My whole life waiting for the right time.
Yes, indeed. How true can that be? It seems that for me there will be no right time, since it's already thrown to waste. My mistake, to be honest, misjudgment of character, wrong impression of person...
To tell you how I feel
What do I feel? I have no idea. Hate? Obsession? Interest? The L-word? No idea. We don't know each other, not anymore.
It would be really weird, awkward, to talk about it.
Know I try to tell you that I need you
Hmmm. Do I try to? I know I like to think I try, and for a few times I really have. Everything has been ready a pair of times, but it just didn't seem like the right time. I could ruin your day with this. It's not just about me, y'know.
Here I am without you
Needless to say. I must be doing something wrong. Or this just never meant to happen.

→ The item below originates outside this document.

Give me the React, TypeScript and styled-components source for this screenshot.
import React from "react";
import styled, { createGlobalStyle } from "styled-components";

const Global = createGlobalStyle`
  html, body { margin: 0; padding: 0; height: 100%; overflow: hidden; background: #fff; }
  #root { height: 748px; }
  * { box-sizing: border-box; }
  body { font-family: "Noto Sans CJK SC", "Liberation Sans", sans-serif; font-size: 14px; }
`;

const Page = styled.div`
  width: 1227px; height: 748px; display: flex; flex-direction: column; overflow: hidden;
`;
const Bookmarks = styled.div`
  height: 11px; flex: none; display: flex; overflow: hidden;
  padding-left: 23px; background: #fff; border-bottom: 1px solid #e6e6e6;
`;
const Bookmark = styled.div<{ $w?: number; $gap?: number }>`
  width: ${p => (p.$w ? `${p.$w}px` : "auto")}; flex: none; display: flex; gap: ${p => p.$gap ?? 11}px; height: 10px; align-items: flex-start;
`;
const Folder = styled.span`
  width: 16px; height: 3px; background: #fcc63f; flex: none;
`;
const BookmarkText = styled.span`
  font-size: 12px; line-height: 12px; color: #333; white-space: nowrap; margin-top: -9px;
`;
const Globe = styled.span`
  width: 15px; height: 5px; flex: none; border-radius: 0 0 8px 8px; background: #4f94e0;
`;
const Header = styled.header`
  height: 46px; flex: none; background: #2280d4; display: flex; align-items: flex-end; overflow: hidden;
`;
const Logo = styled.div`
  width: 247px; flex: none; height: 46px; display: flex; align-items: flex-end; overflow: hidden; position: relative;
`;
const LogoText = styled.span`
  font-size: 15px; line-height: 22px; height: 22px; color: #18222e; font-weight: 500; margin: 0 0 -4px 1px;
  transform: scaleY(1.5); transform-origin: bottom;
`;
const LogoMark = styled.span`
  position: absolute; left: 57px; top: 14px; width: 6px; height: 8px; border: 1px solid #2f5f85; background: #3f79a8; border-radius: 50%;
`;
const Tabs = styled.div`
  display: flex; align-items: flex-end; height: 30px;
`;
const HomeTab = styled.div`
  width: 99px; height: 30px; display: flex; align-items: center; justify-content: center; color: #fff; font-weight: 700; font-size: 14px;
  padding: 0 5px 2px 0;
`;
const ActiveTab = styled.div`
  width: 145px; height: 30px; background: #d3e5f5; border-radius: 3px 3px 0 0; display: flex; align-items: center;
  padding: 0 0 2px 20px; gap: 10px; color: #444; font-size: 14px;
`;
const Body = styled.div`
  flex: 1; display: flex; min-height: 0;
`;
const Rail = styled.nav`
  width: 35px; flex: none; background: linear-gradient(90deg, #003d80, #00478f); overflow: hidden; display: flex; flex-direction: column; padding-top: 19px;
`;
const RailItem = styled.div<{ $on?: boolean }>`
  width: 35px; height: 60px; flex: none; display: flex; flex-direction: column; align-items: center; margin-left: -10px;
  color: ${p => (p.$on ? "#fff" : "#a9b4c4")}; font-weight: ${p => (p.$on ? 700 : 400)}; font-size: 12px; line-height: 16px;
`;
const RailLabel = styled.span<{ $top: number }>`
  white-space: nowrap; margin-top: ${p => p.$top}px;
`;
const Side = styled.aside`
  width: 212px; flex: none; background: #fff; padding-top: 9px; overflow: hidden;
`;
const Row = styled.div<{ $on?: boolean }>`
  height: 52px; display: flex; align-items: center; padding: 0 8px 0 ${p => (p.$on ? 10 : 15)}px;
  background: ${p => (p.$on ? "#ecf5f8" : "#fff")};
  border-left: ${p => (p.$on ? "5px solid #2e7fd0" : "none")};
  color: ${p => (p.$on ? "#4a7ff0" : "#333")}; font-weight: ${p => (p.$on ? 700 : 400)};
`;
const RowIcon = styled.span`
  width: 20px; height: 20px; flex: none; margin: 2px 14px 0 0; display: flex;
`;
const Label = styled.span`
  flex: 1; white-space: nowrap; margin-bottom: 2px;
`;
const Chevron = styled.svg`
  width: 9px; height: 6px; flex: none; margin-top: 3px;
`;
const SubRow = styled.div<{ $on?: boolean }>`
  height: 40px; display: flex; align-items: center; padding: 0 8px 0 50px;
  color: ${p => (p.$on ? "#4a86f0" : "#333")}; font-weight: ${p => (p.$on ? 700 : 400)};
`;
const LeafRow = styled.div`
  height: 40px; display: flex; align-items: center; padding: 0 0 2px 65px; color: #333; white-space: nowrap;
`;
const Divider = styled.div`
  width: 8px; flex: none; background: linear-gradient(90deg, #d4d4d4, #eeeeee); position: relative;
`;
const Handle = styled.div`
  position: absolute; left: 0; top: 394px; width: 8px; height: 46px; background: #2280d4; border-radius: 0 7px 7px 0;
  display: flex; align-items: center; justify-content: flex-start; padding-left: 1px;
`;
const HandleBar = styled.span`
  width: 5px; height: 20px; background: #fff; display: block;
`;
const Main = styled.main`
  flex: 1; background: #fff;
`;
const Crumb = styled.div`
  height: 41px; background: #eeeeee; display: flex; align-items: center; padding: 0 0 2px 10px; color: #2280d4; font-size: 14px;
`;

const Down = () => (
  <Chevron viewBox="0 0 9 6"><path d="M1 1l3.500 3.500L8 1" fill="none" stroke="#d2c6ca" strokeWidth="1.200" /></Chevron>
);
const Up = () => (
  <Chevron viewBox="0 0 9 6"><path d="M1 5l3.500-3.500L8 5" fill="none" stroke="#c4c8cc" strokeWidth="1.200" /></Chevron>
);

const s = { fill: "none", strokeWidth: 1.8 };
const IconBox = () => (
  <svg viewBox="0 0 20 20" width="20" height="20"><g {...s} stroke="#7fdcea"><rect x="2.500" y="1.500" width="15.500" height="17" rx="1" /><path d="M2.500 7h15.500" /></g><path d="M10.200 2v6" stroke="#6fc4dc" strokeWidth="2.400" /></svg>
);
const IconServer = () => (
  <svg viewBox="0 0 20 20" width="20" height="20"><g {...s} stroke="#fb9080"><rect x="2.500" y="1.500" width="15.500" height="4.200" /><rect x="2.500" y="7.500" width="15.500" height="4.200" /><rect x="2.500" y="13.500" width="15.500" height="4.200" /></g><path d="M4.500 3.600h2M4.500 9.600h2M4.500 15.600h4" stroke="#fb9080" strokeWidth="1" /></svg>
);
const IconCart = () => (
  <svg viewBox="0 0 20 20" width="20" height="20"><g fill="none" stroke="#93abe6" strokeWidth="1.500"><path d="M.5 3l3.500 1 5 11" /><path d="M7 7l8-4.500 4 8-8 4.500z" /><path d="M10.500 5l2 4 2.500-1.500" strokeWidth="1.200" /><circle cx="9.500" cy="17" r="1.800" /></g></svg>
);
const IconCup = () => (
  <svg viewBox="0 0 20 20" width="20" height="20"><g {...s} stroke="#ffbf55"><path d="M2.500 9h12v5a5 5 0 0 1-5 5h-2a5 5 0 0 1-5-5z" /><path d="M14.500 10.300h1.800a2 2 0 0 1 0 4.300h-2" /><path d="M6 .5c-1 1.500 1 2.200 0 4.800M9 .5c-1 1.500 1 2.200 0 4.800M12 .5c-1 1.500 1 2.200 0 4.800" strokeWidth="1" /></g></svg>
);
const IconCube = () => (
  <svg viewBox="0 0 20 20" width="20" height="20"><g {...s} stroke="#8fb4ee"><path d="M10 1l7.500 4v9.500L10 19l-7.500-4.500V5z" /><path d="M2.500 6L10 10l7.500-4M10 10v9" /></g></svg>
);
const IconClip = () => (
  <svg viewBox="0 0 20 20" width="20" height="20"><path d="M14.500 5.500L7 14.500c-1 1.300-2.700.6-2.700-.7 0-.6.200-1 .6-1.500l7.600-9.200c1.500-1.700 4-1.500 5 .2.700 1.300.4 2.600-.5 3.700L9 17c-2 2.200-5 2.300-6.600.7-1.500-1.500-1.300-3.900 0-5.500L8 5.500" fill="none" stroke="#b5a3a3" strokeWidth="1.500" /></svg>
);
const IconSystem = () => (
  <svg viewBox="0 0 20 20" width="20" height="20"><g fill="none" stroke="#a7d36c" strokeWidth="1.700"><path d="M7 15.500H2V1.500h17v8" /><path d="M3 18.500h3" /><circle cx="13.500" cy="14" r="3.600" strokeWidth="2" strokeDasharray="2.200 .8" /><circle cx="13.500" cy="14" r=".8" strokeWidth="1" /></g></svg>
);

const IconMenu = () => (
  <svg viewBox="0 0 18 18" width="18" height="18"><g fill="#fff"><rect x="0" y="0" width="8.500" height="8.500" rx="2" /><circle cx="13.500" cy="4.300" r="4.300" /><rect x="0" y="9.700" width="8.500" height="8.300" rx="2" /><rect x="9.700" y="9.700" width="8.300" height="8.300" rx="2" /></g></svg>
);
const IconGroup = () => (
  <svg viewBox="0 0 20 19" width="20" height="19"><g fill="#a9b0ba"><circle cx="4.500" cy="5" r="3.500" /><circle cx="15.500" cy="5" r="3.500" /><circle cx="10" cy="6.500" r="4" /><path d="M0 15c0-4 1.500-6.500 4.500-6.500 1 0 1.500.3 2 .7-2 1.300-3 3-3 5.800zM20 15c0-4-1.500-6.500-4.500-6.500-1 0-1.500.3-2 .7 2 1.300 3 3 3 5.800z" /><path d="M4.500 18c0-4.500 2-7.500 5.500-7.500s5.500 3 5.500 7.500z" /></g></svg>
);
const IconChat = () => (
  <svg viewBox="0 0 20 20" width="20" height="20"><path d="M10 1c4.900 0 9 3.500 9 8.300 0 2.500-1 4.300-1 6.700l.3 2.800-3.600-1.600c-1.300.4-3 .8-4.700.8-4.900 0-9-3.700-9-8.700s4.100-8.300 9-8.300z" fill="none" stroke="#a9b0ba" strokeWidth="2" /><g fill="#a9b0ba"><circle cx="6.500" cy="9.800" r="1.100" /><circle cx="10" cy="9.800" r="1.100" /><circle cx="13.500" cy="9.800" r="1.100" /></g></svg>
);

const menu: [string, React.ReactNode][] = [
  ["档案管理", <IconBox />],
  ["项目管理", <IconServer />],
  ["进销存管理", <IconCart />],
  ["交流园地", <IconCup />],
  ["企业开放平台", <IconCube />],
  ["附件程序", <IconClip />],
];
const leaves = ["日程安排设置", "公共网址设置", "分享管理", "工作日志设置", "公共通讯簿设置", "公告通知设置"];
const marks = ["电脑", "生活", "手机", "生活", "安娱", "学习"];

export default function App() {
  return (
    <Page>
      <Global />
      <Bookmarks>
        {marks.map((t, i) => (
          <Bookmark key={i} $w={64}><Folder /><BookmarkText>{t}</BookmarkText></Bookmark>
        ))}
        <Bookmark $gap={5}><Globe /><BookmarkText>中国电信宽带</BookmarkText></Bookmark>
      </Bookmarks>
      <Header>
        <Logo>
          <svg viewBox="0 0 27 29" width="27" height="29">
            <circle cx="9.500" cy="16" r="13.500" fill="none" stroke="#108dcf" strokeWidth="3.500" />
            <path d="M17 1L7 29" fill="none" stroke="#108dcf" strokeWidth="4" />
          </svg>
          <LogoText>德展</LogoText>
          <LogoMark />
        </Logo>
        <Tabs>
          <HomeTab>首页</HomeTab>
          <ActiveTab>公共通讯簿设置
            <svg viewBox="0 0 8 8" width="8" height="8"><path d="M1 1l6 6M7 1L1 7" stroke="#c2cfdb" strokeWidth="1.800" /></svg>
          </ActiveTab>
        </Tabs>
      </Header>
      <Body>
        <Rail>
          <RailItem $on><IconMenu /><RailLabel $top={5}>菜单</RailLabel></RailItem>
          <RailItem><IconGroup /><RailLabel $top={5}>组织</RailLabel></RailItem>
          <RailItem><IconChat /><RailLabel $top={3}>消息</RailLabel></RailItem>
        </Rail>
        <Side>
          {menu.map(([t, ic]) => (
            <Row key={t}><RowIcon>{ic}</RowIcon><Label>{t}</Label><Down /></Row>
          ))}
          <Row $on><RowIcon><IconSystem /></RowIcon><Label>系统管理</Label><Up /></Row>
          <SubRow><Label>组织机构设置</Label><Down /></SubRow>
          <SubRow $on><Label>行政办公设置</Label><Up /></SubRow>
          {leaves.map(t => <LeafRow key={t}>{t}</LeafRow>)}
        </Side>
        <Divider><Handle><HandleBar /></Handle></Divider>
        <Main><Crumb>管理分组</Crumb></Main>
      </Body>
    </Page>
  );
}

I feel so lost but what can I do?
Yes, tell me. Tell you? You know, you do. Why haven't you done anything, why should I? It seems it's only me. I've bothered enough, but perhaps I just need to give it the final push. Get it over with.
'Cause I know this love feels real
There we go. Love. Whatever it is, surely it would have to be mutual. I heard sometime, that it's a crush if you don't know the person. It's a crush if it's been short, it's a crush if it's one-sided. So what in earth would it make it love? Too many definitions, too many different truths.
What I do know is that I failed, in looking for it and in getting to know it.
But I don't know how to feel
Come undone or stay put? Move forwards or look back in time? Try to rebuild what's already been lost? Merely try to get one glimpse, when I know you'll want a glimpse back, too?
Is it hard to decide? If it's for you like it is for me, I guess I could understand you. It must be even harder. Not everyday should you find things like that out. Specially from someone you thought was your friend. At least that's what I thought we were.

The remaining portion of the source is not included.